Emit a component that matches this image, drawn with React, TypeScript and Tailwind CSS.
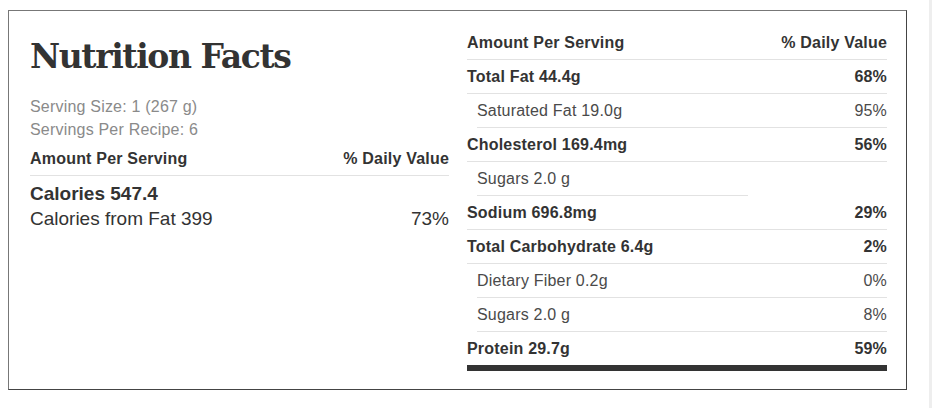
type Row = {
  label: string;
  pct?: string;
  bold?: boolean;
  short?: boolean;
};

const rows: Row[] = [
  { label: "Total Fat 44.4g", pct: "68%", bold: true },
  { label: "Saturated Fat 19.0g", pct: "95%" },
  { label: "Cholesterol 169.4mg", pct: "56%", bold: true },
  { label: "Sugars 2.0 g", short: true },
  { label: "Sodium 696.8mg", pct: "29%", bold: true },
  { label: "Total Carbohydrate 6.4g", pct: "2%", bold: true },
  { label: "Dietary Fiber 0.2g", pct: "0%" },
  { label: "Sugars 2.0 g", pct: "8%" },
];

export default function App() {
  return (
    <div className="flex h-[408px] w-[932px] bg-white font-['Liberation_Sans',Arial,sans-serif] text-[#333]">
      <div className="pl-[8px] pt-[10px]">
        <div className="flex h-[380px] w-[899px] gap-[18px] border border-[#777] border-r-[#444] border-b-[#444] pl-[21px] pr-[19px] pt-[15px]">
          {/* Левая колонка: заголовок и калории */}
          <div className="w-[419px]">
            <h1 className="mt-[14px] font-['DejaVu_Serif',serif] text-[33px] leading-[33px] font-bold tracking-[-1.4px] text-[#333]">
              Nutrition Facts
            </h1>
            <div className="mt-[22px] text-[16px] leading-[23px] tracking-[0.2px] text-[#8a8a8a]">
              <p>Serving Size: 1 (267 g)</p>
              <p>Servings Per Recipe: 6</p>
            </div>
            <div className="mt-[6px] flex justify-between border-b border-[#e2e2e2] pb-[5px] text-[16px] leading-[23px] font-bold tracking-[0.2px]">
              <span>Amount Per Serving</span>
              <span>% Daily Value</span>
            </div>
            <div className="mt-[5px] text-[19px] leading-[25px]">
              <p className="font-bold">Calories 547.4</p>
              <div className="flex justify-between">
                <span>Calories from Fat 399</span>
                <span>73%</span>
              </div>
            </div>
          </div>

          {/* Правая колонка: таблица */}
          <div className="w-[420px] text-[16px] leading-[33px] tracking-[0.2px]">
            <div className="flex justify-between border-b border-[#e2e2e2] font-bold">
              <span>Amount Per Serving</span>
              <span>% Daily Value</span>
            </div>
            {rows.map((r, i) => (
              <div
                key={i}
                className={
                  r.bold
                    ? "flex justify-between border-b border-[#e2e2e2] font-bold text-[#333]"
                    : r.short
                      ? "ml-[10px] flex w-[271px] justify-between border-b border-[#e2e2e2] text-[#4a4a4a]"
                      : "ml-[10px] flex justify-between border-b border-[#e2e2e2] text-[#4a4a4a]"
                }
              >
                <span>{r.label}</span>
                {r.pct && <span>{r.pct}</span>}
              </div>
            ))}
            <div className="flex justify-between font-bold">
              <span>Protein 29.7g</span>
              <span>59%</span>
            </div>
            <div className="h-[6px] bg-[#333]"></div>
          </div>
        </div>
      </div>
      <div className="ml-auto w-[3px] bg-[#eeeeee]"></div>
    </div>
  );
}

> [Exercise prompt]: Copy the material above exactly and drop the pictures.

> [The solution]:
Emit a component that matches this image, drawn with React, TypeScript and Tailwind CSS.
type Row = {
  label: string;
  pct?: string;
  bold?: boolean;
  short?: boolean;
};

const rows: Row[] = [
  { label: "Total Fat 44.4g", pct: "68%", bold: true },
  { label: "Saturated Fat 19.0g", pct: "95%" },
  { label: "Cholesterol 169.4mg", pct: "56%", bold: true },
  { label: "Sugars 2.0 g", short: true },
  { label: "Sodium 696.8mg", pct: "29%", bold: true },
  { label: "Total Carbohydrate 6.4g", pct: "2%", bold: true },
  { label: "Dietary Fiber 0.2g", pct: "0%" },
  { label: "Sugars 2.0 g", pct: "8%" },
];

export default function App() {
  return (
    <div className="flex h-[408px] w-[932px] bg-white font-['Liberation_Sans',Arial,sans-serif] text-[#333]">
      <div className="pl-[8px] pt-[10px]">
        <div className="flex h-[380px] w-[899px] gap-[18px] border border-[#777] border-r-[#444] border-b-[#444] pl-[21px] pr-[19px] pt-[15px]">
          {/* Левая колонка: заголовок и калории */}
          <div className="w-[419px]">
            <h1 className="mt-[14px] font-['DejaVu_Serif',serif] text-[33px] leading-[33px] font-bold tracking-[-1.4px] text-[#333]">
              Nutrition Facts
            </h1>
            <div className="mt-[22px] text-[16px] leading-[23px] tracking-[0.2px] text-[#8a8a8a]">
              <p>Serving Size: 1 (267 g)</p>
              <p>Servings Per Recipe: 6</p>
            </div>
            <div className="mt-[6px] flex justify-between border-b border-[#e2e2e2] pb-[5px] text-[16px] leading-[23px] font-bold tracking-[0.2px]">
              <span>Amount Per Serving</span>
              <span>% Daily Value</span>
            </div>
            <div className="mt-[5px] text-[19px] leading-[25px]">
              <p className="font-bold">Calories 547.4</p>
              <div className="flex justify-between">
                <span>Calories from Fat 399</span>
                <span>73%</span>
              </div>
            </div>
          </div>

          {/* Правая колонка: таблица */}
          <div className="w-[420px] text-[16px] leading-[33px] tracking-[0.2px]">
            <div className="flex justify-between border-b border-[#e2e2e2] font-bold">
              <span>Amount Per Serving</span>
              <span>% Daily Value</span>
            </div>
            {rows.map((r, i) => (
              <div
                key={i}
                className={
                  r.bold
                    ? "flex justify-between border-b border-[#e2e2e2] font-bold text-[#333]"
                    : r.short
                      ? "ml-[10px] flex w-[271px] justify-between border-b border-[#e2e2e2] text-[#4a4a4a]"
                      : "ml-[10px] flex justify-between border-b border-[#e2e2e2] text-[#4a4a4a]"
                }
              >
                <span>{r.label}</span>
                {r.pct && <span>{r.pct}</span>}
              </div>
            ))}
            <div className="flex justify-between font-bold">
              <span>Protein 29.7g</span>
              <span>59%</span>
            </div>
            <div className="h-[6px] bg-[#333]"></div>
          </div>
        </div>
      </div>
      <div className="ml-auto w-[3px] bg-[#eeeeee]"></div>
    </div>
  );
}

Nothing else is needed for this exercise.